Now, let’s turn our attention to the Name column. For this exercise, let’s start by adding a filter on the city and just looking at “Albany.” You can also do this by clicking on Albany in the text facet box.

Keep in mind that any changes we make from here on out will only affect the “Albany” subset of the data until we clear this filter (or facet). Now, add a text facet to the “Name” column. Browse the first few entries. Notice there are a lot of very, very similar names here.

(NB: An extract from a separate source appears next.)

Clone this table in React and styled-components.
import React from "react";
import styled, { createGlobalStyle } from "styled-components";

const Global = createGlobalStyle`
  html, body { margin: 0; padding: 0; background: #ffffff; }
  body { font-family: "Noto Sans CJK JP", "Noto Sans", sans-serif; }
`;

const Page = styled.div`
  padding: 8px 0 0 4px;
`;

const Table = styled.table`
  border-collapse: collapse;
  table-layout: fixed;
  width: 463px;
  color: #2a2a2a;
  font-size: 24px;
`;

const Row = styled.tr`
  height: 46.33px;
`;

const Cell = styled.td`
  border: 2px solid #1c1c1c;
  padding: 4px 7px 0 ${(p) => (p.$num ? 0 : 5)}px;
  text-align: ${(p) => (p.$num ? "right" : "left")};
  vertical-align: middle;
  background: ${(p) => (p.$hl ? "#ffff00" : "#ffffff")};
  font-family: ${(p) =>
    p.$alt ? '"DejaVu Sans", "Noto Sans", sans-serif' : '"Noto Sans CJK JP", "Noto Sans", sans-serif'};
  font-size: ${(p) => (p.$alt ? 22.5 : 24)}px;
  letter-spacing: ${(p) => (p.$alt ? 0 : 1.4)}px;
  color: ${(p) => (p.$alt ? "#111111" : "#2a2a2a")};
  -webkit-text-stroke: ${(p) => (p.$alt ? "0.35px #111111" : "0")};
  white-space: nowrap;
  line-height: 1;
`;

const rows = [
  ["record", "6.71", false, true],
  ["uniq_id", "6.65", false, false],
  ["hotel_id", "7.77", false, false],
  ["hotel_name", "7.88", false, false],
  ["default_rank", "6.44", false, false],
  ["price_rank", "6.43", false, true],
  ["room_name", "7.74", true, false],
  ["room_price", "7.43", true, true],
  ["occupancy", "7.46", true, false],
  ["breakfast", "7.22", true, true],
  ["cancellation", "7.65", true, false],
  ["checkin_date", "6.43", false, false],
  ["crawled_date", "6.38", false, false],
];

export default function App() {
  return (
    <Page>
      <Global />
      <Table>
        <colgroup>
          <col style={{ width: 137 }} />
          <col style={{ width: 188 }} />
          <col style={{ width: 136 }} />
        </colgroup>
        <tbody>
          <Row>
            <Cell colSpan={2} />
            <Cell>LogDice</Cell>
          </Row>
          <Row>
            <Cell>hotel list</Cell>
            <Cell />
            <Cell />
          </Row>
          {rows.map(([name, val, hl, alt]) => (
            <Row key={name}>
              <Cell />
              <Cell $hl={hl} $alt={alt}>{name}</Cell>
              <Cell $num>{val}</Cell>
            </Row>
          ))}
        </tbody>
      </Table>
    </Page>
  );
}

For the sake of argument, let’s say we’re interested in looking at how much Sen. Joe Bruno got from Nassau police groups. There appear to be 10 groups here with similar names receiving donations for Bruno. Seems like a good chance that many of these are the same organization. For the sake of argument, let’s say your reporting shows that yes, these are the same group and we want them to all have the same name for our analysis. Hover your cursor over each one and when the option to “include” appears on the right, click it. Once you’ve “included” them all, click the cluster button.

subfacet

This will attempt to cluster the choices just in this selection to offer suggestions on names that could b the same. Change the method to “nearest neighbor” and the distance function to “PPM.” If you merge all of the offered suggestions under the same name, it will condense six of the 10 choices into one name. Then you can merge and re-cluster. Once you clean up all the suggestions, you can browse the data in the facet one last time and clean up any stragglers individually as needed. Believe it or not, Refine has just saved you a massive amount of time and energy.

What did we learn here today?

Refine is a huge time saver and allows you to do commonly tedious data cleaning tasks with a few clicks of the mouse. We saw how to:

Import and export data.
Copy and edit columns, trimming whitespaces or changing the capitalization.
Use facets to filter and edit data
Cluster a column to standardize spellings and entries.

This has been a whirlwind sprint through this program, but hopefully it’s given you a taste of what it can do.

In an ideal world, we’d get all of our data handed to us perfectly clean in easy to access, user-friendly, real time feeds that make for simple analysis and display.

But until then, we’re going to have to wrestle with the murky and messy datasets produced by those infinite monkeys making an infinite number of mistakes. Use Refine as your new big gun and never give up the fight.

And remember, if you let the monkeys who enter data into government spreadsheets win, this is where it will lead.

They’ll make a monkey out of you too.

Finally, if you want to keep messing with Refine, here are a pair of tutorials that put it much better than I can.

David Huynh, Refine’s creator: http://davidhuynh.net/spaces/nicar2011/tutorial.pdf

Dan Nguyen of ProPublica: http://dannguyen.github.com/NICAR-Google-Refine/

Good luck!

Tip of the hat to Liz Day of ProPublica for demanding more Simpsons and suggesting I add Troy McClure’s star turn in “Stop the Planet of the Apes, I want to get off!”